The leaders I work with on this transition do something specific: they identify one critical area where they've been the hero, and they make a commitment to step out of it completely. Not slowly. Not "after this crisis." Completely.

They put their best person in charge. They create the conditions for that person to succeed. And they resist the urge to jump back in, even when things get uncomfortable.

That one move - fully releasing one domain - changes how the organization sees them. It creates the opening for them to move to the next level.

Most managers and directors know they need to make this shift. What stops them is the discomfort of actually doing it. The fear that things won't work without them. The loss of the validation they get from being necessary.

That discomfort is where the work actually happens.

4.0 Your Next Move

If you're still in the hero trap and you want to advance, here's what matters: this shift has a timeline. The window for making this change is measured in years, not decades. And if you're in your mid-forties or older, that window is probably smaller than you think.

The question isn't "should I make this shift?" You already know the answer to that. The question is "how much longer am I willing to wait before I actually do it?"

Because waiting has a cost. The longer you stay in the hero pattern, the more locked in that identity becomes. And the harder it is to shift out of it.
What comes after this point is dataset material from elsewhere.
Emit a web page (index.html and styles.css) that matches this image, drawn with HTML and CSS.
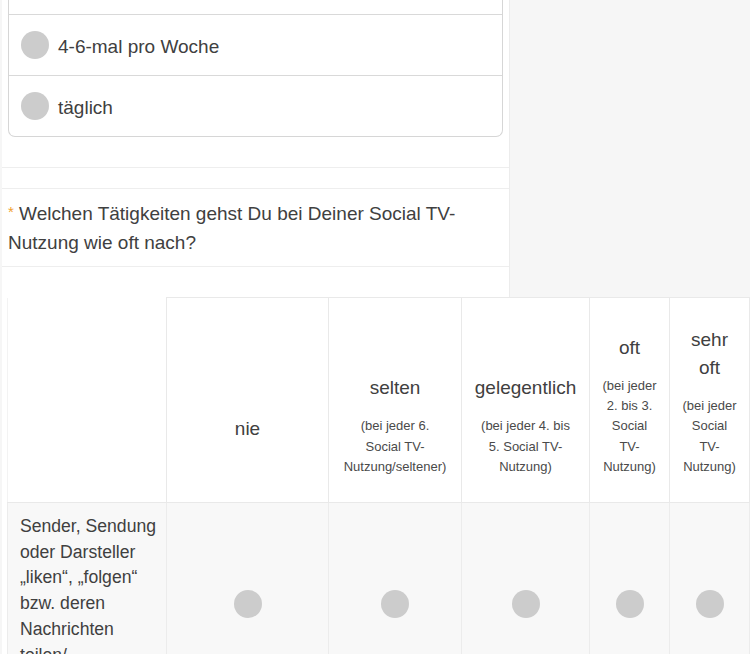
FILE: index.html
```html
<!DOCTYPE html>
<html lang="de">
<head>
<meta charset="utf-8">
<title>Umfrage</title>
<link rel="stylesheet" href="styles.css">
</head>
<body>
<div class="top">
  <div class="panel">
    <div class="card">
      <div class="opt opt-partial"></div>
      <div class="opt"><span class="radio"></span><span class="opt-label">4-6-mal pro Woche</span></div>
      <div class="opt opt-last"><span class="radio"></span><span class="opt-label">täglich</span></div>
    </div>
    <div class="gap-a"></div>
    <div class="gap-b"></div>
    <div class="question"><span class="req">*</span> Welchen Tätigkeiten gehst Du bei Deiner Social TV-<br>Nutzung wie oft nach?</div>
    <div class="pre-table"></div>
  </div>
  <div class="side"></div>
</div>
<div class="table-wrap">
  <table class="matrix">
    <colgroup>
      <col class="c-row"><col class="c-nie"><col class="c-selten"><col class="c-gel"><col class="c-oft"><col class="c-sehr">
    </colgroup>
    <thead>
      <tr class="head-row">
        <th class="corner"></th>
        <th><span class="big">nie</span><span class="small">&nbsp;</span></th>
        <th><span class="big">selten</span><span class="small">(bei jeder 6.<br>Social TV-<br>Nutzung/seltener)</span></th>
        <th><span class="big">gelegentlich</span><span class="small">(bei jeder 4. bis<br>5. Social TV-<br>Nutzung)</span></th>
        <th><span class="big">oft</span><span class="small">(bei jeder<br>2. bis 3.<br>Social<br>TV-<br>Nutzung)</span></th>
        <th><span class="big">sehr<br>oft</span><span class="small">(bei jeder<br>Social<br>TV-<br>Nutzung)</span></th>
      </tr>
    </thead>
    <tbody>
      <tr class="data-row">
        <th class="row-label">Sender, Sendung<br>oder Darsteller<br>„liken“, „folgen“<br>bzw. deren<br>Nachrichten<br>teilen/<br>retweeten</th>
        <td><span class="radio"></span></td>
        <td><span class="radio"></span></td>
        <td><span class="radio"></span></td>
        <td><span class="radio"></span></td>
        <td><span class="radio"></span></td>
      </tr>
    </tbody>
  </table>
</div>
</body>
</html>
```

FILE: styles.css
```css
html, body {
  margin: 0;
  padding: 0;
}
body {
  background: #f6f6f6;
  font-family: "Liberation Sans", Arial, sans-serif;
  color: #404040;
  overflow: hidden;
}
.top {
  display: flex;
  align-items: stretch;
}
.panel {
  margin-left: 2px;
  width: 508px;
  background: #fff;
  border-right: 1px solid #ececec;
  box-sizing: border-box;
}
.side {
  flex: 1;
  background: #f6f6f6;
}
.card {
  margin: 0 6px 0 6px;
  border: 1px solid #d6d6d6;
  border-top: none;
  border-radius: 0 0 7px 7px;
}
.opt {
  height: 60px;
  display: flex;
  align-items: center;
  padding-left: 12px;
  border-bottom: 1px solid #d9d9d9;
}
.opt-partial {
  height: 14px;
}
.opt-last {
  border-bottom: none;
}
.radio {
  display: inline-block;
  width: 28px;
  height: 28px;
  border-radius: 50%;
  background: #cccccc;
  flex: none;
}
.opt-label {
  margin-left: 9px;
  padding-top: 3px;
  font-size: 19px;
}
.gap-a {
  height: 30px;
  border-bottom: 1px solid #eeeeee;
}
.gap-b {
  height: 20px;
  border-bottom: 1px solid #eeeeee;
}
.question {
  padding: 10px 6px 9px 6px;
  font-size: 19px;
  line-height: 29px;
  border-bottom: 1px solid #eeeeee;
}
.req {
  color: #f0a030;
  font-size: 15px;
  vertical-align: top;
  line-height: 26px;
}
.pre-table {
  height: 30px;
}
.table-wrap {
  background: #fff;
  margin-left: 2px;
  padding-left: 5px;
}
.matrix {
  border-collapse: collapse;
  table-layout: fixed;
  width: 743px;
}
.c-row { width: 159px; }
.c-nie { width: 162px; }
.c-selten { width: 133px; }
.c-gel { width: 128px; }
.c-oft { width: 80px; }
.c-sehr { width: 80px; }
.head-row {
  height: 205px;
}
.head-row th {
  border: 1px solid #e9e9e9;
  background: #fff;
  font-weight: normal;
  text-align: center;
  vertical-align: bottom;
  padding: 0 2px 25px;
}
.head-row th.corner {
  border-top: none;
  border-left: 1px solid #f3f3f3;
}
.big {
  display: block;
  font-size: 19px;
  line-height: 28px;
  color: #404040;
}
.small {
  display: block;
  margin-top: 14px;
  font-size: 13px;
  line-height: 20.2px;
  color: #4a4a4a;
}
.data-row {
  height: 202px;
}
.data-row th,
.data-row td {
  background: #f8f8f8;
  border: 1px solid #ececec;
  text-align: center;
  vertical-align: middle;
}
.data-row th.row-label {
  text-align: left;
  vertical-align: top;
  font-weight: normal;
  font-size: 17.6px;
  line-height: 25.7px;
  padding: 11px 4px 11px 12px;
  color: #404040;
}
.data-row td .radio {
  display: block;
  margin: 0 auto;
}
```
This is the work that actually moves directors to the next level. Not learning new technical skills. Not improving your resume. The ability to stop being the hero and start being a leader who builds other people's capability.

If that resonates and you're ready to actually make the shift, the next step is the same regardless of who helps you: get honest about where you're still the hero, acknowledge the cost it's creating, and make a decision about what you're willing to release.

That decision is where the change actually starts.

The window is open right now. But it won't stay open forever.